Just for home games, Crawford's tax bill playing for the Angels would have been $513,000 more per year than for Boston!! This doesn't account for the schedule and the fact that the Angels play an additional 12 games in California (Athletics and Dodgers.
meanwhoogean
1/26
Great article. As someone who lives in New York, I share the Yankees' pain; unfortunately, not their pay checks. I llovd this site because it explores so many elements of baseball.
rweiler
1/26
It's worth pointing out though that the opportunities for lucrative endorsement deals is probably much greater playing for the Yankees or Red Sox than, say, the Rays, so a player choosing to play for the Rays in order to minimize his tax exposure is probably losing money on the deal.
garethbluejays2
1/26
Don't understand what the final income tax take will be for the player wherever he plays, as I'm English and have never lived in the USA. As a comparison, sportsmen in the UK should pay tax at 20% on salary up to £43475, 40% on salary up to £15000 and 50% on anything above £150000. Plus a bit of what we call National Insurance (money that goes into your state pension). I say should, because image rights payable to a company (ie a company owned only by the sportsman) are very popular, as you pay lower company taxes than income tax. Think baseball players would like to swap?
redsoxin2004
1/26
Gareth, in the states there are Federal, State, and City income tax rates. The rates vary from state to state, and city to city, and not all states or cities have income taxes. For instance there is no income taxes paid in all of Florida or Texas. However, in New York you have both a state income tax and a City of New York income tax.
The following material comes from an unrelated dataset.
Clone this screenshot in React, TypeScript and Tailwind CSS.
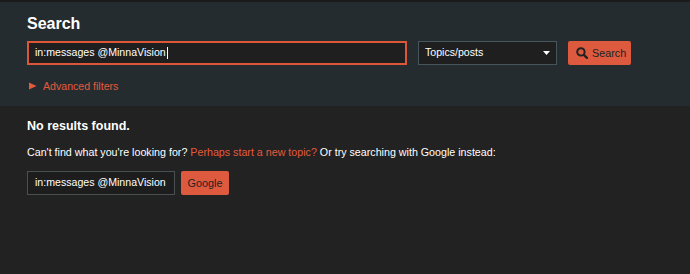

The study in this article weighed the various tax rates against each team's schedule to determine what the final tax rate would be for a player on that particular team. (This is irrespective of the amount of salary.) So a player on the Texas Rangers would have an income tax rate of 2.549% whereas if he played on the New York Yankees he would have an income tax rate of 7.595%.
koopbri
1/26
Federal taxes are ignored in this analysis, correct? That's fair enough here, because the main purpose of the article is to compare US states and cities.
But I doubt that the Toronto figure means much if it ignores Canada-US federal tax differences.
Also one can't make international comparisons without considering federal taxes.
EJSeidman
1/26
Yes, federal taxes are ignored, as every player would be in the highest tax bracket. Good point with the Canada-US fed differences, though. Something to look into for sure.
edanddom
1/26
This was great. I missed the original article, too, so I'm glad I caught this one.

Another fun ("fun") angle for you guys to explore may be the net impact of the city/state tax on total payroll. That is, for a given team for a given year, how much does the team theoretically save vs. an average team due to their location having a more attractive relative tax? You'd have to first make the aggressive assumption that (free agent) players know everything that you just outlined in this article, but assuming the city/state is effectively "paying" each player the money that the team didn't have to because its offer was deemed equivalent to that of other teams, what is the total net impact on payroll in dollars? Does Houston stretch it's payroll by a million bucks because of this? Again, more of a curiousity than anything.

-Ed

p.s. Doesn't this make a high school kid even a tad bit more annoyed at being drafted into servitude by the Orioles?
cdmyers
1/26
Also interesting how stadium locations might affect this. Do Jets and Giants players save money because their games are played in New Jersey, which while a high tax state isn't as high as the combined city/state rate of NYC?

Suppose the Nats had followed through on their threat and moved to Northern VA while keeping the franchise name. Seems like that could have had a huge tax impact (though it makes you think that Redskins players wish their team had moved to, say, Fairfax, VA instead of Landover, MD).
ScottBehson
1/27
I live in NYS and do a reverse commute out to NJ. The state taxes pretty much cancel each other out on April 15th. As Eric wrote, most states give you credit for state taxes paid to other states. NYC has its own city tax, but not being a NYC resident, I don't know the exact ramifications.
chiefwj
2/06
I think for tax purposes, the team has moved to Virginia, where their offices and practice facilities are. A Washington football player would set foot in the state of Maryland for business purposes only for eight home games, however may exhibition games are scheduled, and any home playoff games. So, if the calculation is based on games played, they would pay the bulk of their taxes to Maryland but if based on number of days in the jurisdiction, the bulk of state taxes would be paid to Virginia.
chiefwj
2/06
Eric: Two points about your otherwise well-researched article. First, the District of Columbia is prohibited from taxing nonresidents. This is intended to prohibited a commuter tax, but it has the added effect (unless there's an additional piece of information that I don't know) of prohibiting both a tax on Nats players who live outside DC (I believe most of them have apartments in Arlington VA, not in the District) as well as visiting players. This has the additional impact of lowering the effective rate for NL East players. Second, to the extent that anyone lives in the District, it's misleading to say that DC has a local income tax when it imposes the equivalent of a state tax. Also, I wonder whether visiting teams that get a percentage of the gate are subject to DC's gross receipts tax, although this wouldn't affect the players.

adamsternum
2/19
This is brilliant. And taking the further steps described at the end of the article would be much appreciated.